Wrestling used to be built on moments like this, moments where the wrestlers seemed like real people with real emotions, real problems and real relationships. The heavily scripted nature of WWE today, along with the inexplicable dragging out of what should be simple storylines (remember how many times Damian Mizdow seemed to turn on the Miz?), and a roster full of performers who only know the WWE system and can’t read the audience, has made it really hard for anything to truly resonate with the fans. Wrestling might not be real, but it’s supposed to feel that way, and it too rarely does in the modern WWE. Last night Jericho and Owens, already the best thing about Raw, injected what could’ve been a rambling, twenty-minute segment full of bad comedy with more legitimate emotion from across the entire emotional spectrum than WWE has seen in years. They showed us all how great wrestling can be by reminding us of how great wrestling once was.
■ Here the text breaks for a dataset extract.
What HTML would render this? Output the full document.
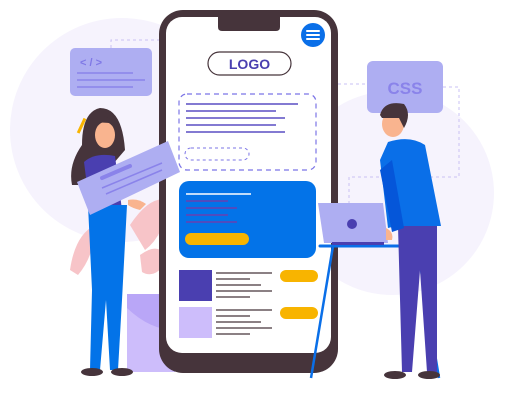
<!DOCTYPE html>
<html><head><style>html,body{margin:0;padding:0;background:#fff;width:510px;height:401px;overflow:hidden}</style></head>
<body>
<svg width="510" height="401" viewBox="0 0 510 401" xmlns="http://www.w3.org/2000/svg" font-family="Liberation Sans, sans-serif">
<circle cx="122" cy="130" r="112" fill="#f6f3fd"/>
<circle cx="392" cy="193" r="102" fill="#f6f3fd"/>
<path d="M111 60 V40 H160" stroke="#c9c2f4" stroke-width="1" stroke-dasharray="3 3" fill="none"/>
<path d="M338 84 H367 M443 87 H459 V177 H349 V205" stroke="#c9c2f4" stroke-width="1" stroke-dasharray="3 3" fill="none"/>
<rect x="70" y="48" width="82" height="48" rx="5" fill="#aeaef2"/>
<text x="80" y="66" font-size="11" fill="#7f78e6" font-weight="bold">&lt; / &gt;</text>
<path d="M77 73H133M77 80H145M77 87H133" stroke="#8a83ea" stroke-width="1.5"/>
<rect x="367" y="61" width="76" height="52" rx="6" fill="#aeaef2"/>
<text x="405" y="94" font-size="17" font-weight="bold" fill="#8a83ea" text-anchor="middle">CSS</text>
<g fill="#f7c4c8">
<path d="M70 270 Q75 235 95 225 Q95 255 78 275Z"/>
<path d="M130 225 Q150 195 168 200 Q165 235 145 250Z"/>
<path d="M140 255 Q160 240 168 260 Q155 280 142 272Z"/>
</g>
<rect x="127" y="294" width="48" height="78" fill="#cdbdfb"/>
<path d="M127 308 Q150 330 175 330 V294 H127Z" fill="#b9a6f7"/>
<rect x="159" y="10" width="179" height="363" rx="24" fill="#46343b"/>
<rect x="166" y="17" width="165" height="336" rx="16" fill="#fff"/>
<path d="M218 10 H280 V27 Q280 31 276 31 H222 Q218 31 218 27Z" fill="#46343b"/>
<circle cx="313" cy="35" r="12" fill="#0a6fe8"/>
<path d="M307 31H319M307 35H319M307 39H319" stroke="#fff" stroke-width="2" stroke-linecap="round"/>
<rect x="208" y="52" width="83" height="23" rx="11.5" fill="#fff" stroke="#46343b" stroke-width="1.2"/>
<text x="249.5" y="69" font-size="14" font-weight="bold" fill="#4a3fb0" text-anchor="middle">LOGO</text>
<rect x="179" y="94" width="137" height="76" rx="8" fill="none" stroke="#7b74e6" stroke-width="1.2" stroke-dasharray="5 4"/>
<path d="M186 104H298M186 111H276M186 118H285M186 125H276M186 132H285" stroke="#5a4fc4" stroke-width="1.5"/>
<rect x="185" y="148" width="64" height="12" rx="6" fill="none" stroke="#7b74e6" stroke-width="1" stroke-dasharray="3 3"/>
<rect x="179" y="181" width="137" height="77" rx="10" fill="#0373e8"/>
<path d="M186 194H251" stroke="#fff" stroke-width="1.5"/>
<path d="M186 201H228M186 208H237M186 215H228M186 222H237" stroke="#6a3fb0" stroke-width="1.5"/>
<rect x="185" y="233" width="64" height="12" rx="6" fill="#f8b400"/>
<rect x="179" y="270" width="33" height="31" fill="#4a3fb0"/>
<rect x="179" y="307" width="33" height="31" fill="#cdbdfb"/>
<path d="M216 273H272M216 279H250M216 285H261M216 291H272M216 297H250M216 310H272M216 316H250M216 322H261M216 328H272M216 334H250" stroke="#46343b" stroke-width="1.3"/>
<rect x="280" y="270" width="38" height="12" rx="6" fill="#f8b400"/>
<rect x="280" y="307" width="38" height="12" rx="6" fill="#f8b400"/>
<!-- woman -->
<path d="M100 108 Q82 112 82 145 Q68 165 72 185 L95 185 L125 150 Q122 108 100 108Z" fill="#46343b"/>
<ellipse cx="105" cy="135" rx="10" ry="13" fill="#f9b48f"/>
<path d="M92 122 Q105 108 117 128 L110 123 Z" fill="#46343b"/>
<path d="M84 162 Q95 152 115 156 L122 210 H90Z" fill="#4a3fb0"/>
<path d="M88 205 H127 L122 300 L118 370 H110 L106 300 L100 370 H90 L92 290Z" fill="#0373e8"/>
<ellipse cx="92" cy="372" rx="11" ry="4" fill="#46343b"/>
<ellipse cx="122" cy="372" rx="11" ry="4" fill="#46343b"/>
<path d="M90 215 L77 182 L168 141 L180 172Z" fill="#aeaef2"/>
<path d="M102 178 L130 166" stroke="#8a83ea" stroke-width="4" stroke-linecap="round"/>
<path d="M102 188 L162 163 M106 194 L162 170" stroke="#8a83ea" stroke-width="1.5"/>
<path d="M128 200 Q138 198 146 204 L140 210 Q132 208 128 205Z" fill="#f9b48f"/>
<rect x="80" y="118" width="3" height="16" fill="#f8b400" transform="rotate(25 82 126)"/>
<!-- table -->
<path d="M320 246H425" stroke="#0a6fe8" stroke-width="3" stroke-linecap="round"/>
<path d="M333 246 L311 378 M417 246 L439 378" stroke="#0a6fe8" stroke-width="2.5"/>
<!-- man -->
<path d="M398 226 H437 L437 372 H427 L420 270 L412 372 H402Z" fill="#4a3fb0"/>
<ellipse cx="395" cy="375" rx="11" ry="4" fill="#46343b"/>
<ellipse cx="429" cy="375" rx="11" ry="4" fill="#46343b"/>
<path d="M388 142 Q410 135 425 145 L441 226 H396 L388 228 L380 160Z" fill="#0a6fe8"/>
<path d="M392 160 L404 228 L392 232 L380 170Z" fill="#0556d9"/>
<ellipse cx="393" cy="124" rx="11" ry="13" fill="#f9b48f"/>
<path d="M380 115 Q384 100 404 104 Q412 114 404 128 L399 118 L382 118Z" fill="#46343b"/>
<path d="M318 203 H383 L388 243 H324Z" fill="#aeaef2"/>
<circle cx="352" cy="224" r="5" fill="#4a3fb0"/>
<rect x="332" y="242" width="52" height="3" fill="#4a3fb0"/>
<path d="M386 228 Q394 232 392 240 L386 240Z" fill="#f9b48f"/>
</svg>
</body></html>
If you missed it, WWE has put three clips from the segment up on YouTube. You can watch those below, but you really need to go out of your way to watch the entire unedited broadcast, complete with commercial breaks. (Yes, Jericho incorporates the commercial break into one of his catchphrases. It’s awesome.) If you’re a lapsed fan who’s lost interest in wrestling because it feels too canned and not as realistic as the stuff you grew up with (which, to be honest, if you only grew up with WWE or WWF, you probably have no idea what I’m even talking about when I talk about realism), this angle might reawaken some of your dormant love for the business. Either way, it’s something all wrestling fans, former and current, should watch.